Governments get toppled over this sort of stuff. You can google “bread riots” and find out all sorts of stuff about times when common people didn’t have food and because of it they took down the rich and the wealthy. Starving people only have one concern in life, and that is feeding their families and surviving. And if they think the nobility is hoarding the food for themselves, that usually results in violence and the downfall of that nobility.

But pharaoh heeded God’s warning and he wasn’t storing the food just for himself. Joseph stored the food to dispense to the people so they would not go hungry.

And according to these verses, this famine is everywhere.
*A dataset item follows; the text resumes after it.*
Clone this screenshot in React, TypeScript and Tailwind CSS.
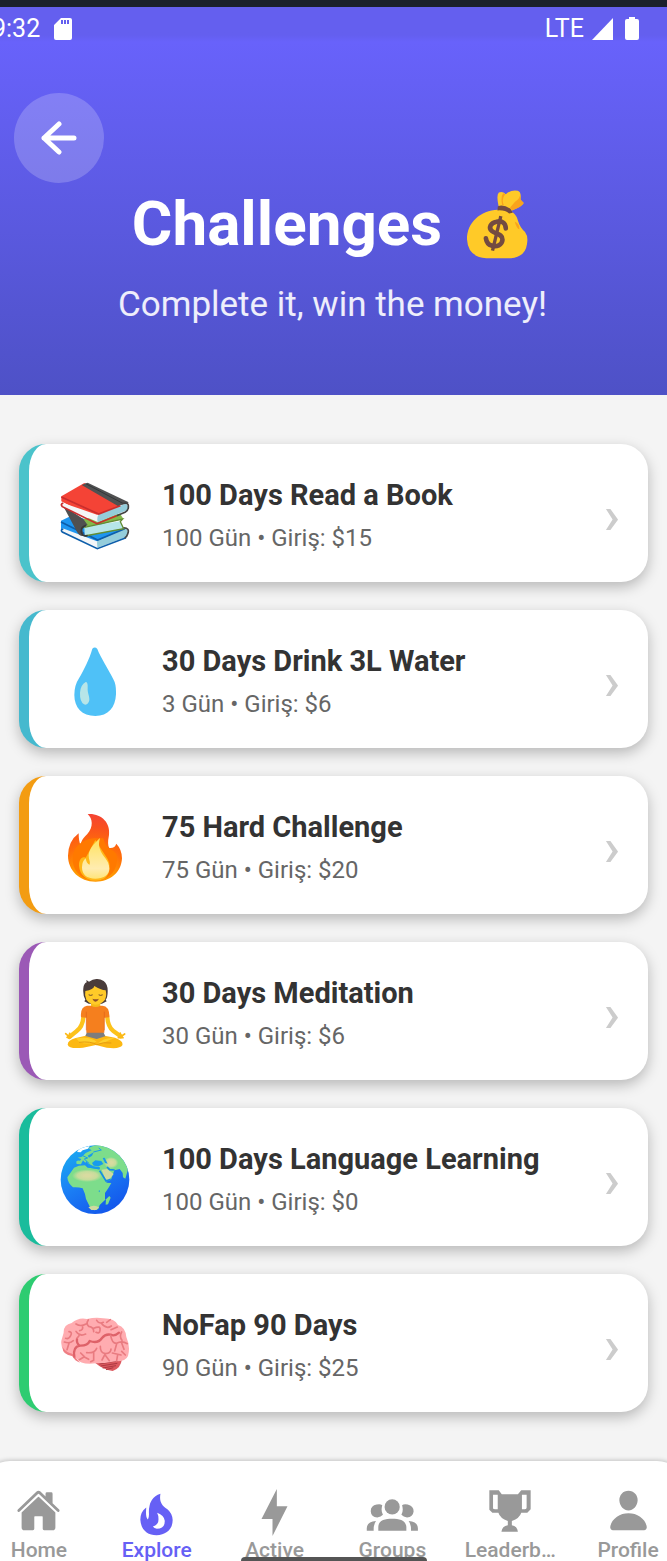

Now it says it’s all over the world, but back then they really weren’t aware of much of a world outside of the Middle East. So was there famine in China? Well if there was, I doubt they were sending people to Egypt to pick up more food. That’s like a two to three year journey, not really worth the risk. But the Middle East—which would’ve been all the world they basically knew about? The famine was everywhere there. All the places we’ve talked about in the past few weeks; Ur where Abraham is from, Haran where Laban lives, and even Canaan, were suffering from this famine. They had no food. But Egypt did.

So people from all of those places were traveling to Egypt in hopes to find food.

This includes Joseph’s brothers, the ones who sold him into slavery. Do you think Joseph is going to be happy to see his brothers? [Let them answer]

Do you think his brothers are going to be happy to see him? [Let them answer]

Well, we’ll see next week. Because this is a long story, and an important one. So next week we’ll finish the story of Joseph and see what happens from there.

But I think the moral for this week, the moral of this part of the story, is that God used Joseph wherever he was, for God’s purpose. Joseph’s time in jail and his time as pharaoh’s right hand man are all used to God’s purpose. All parts of Joseph’s journey help him to get to where he is, Pharaoh’s right hand man, saving the Middle East from famine. And that was God’s plan.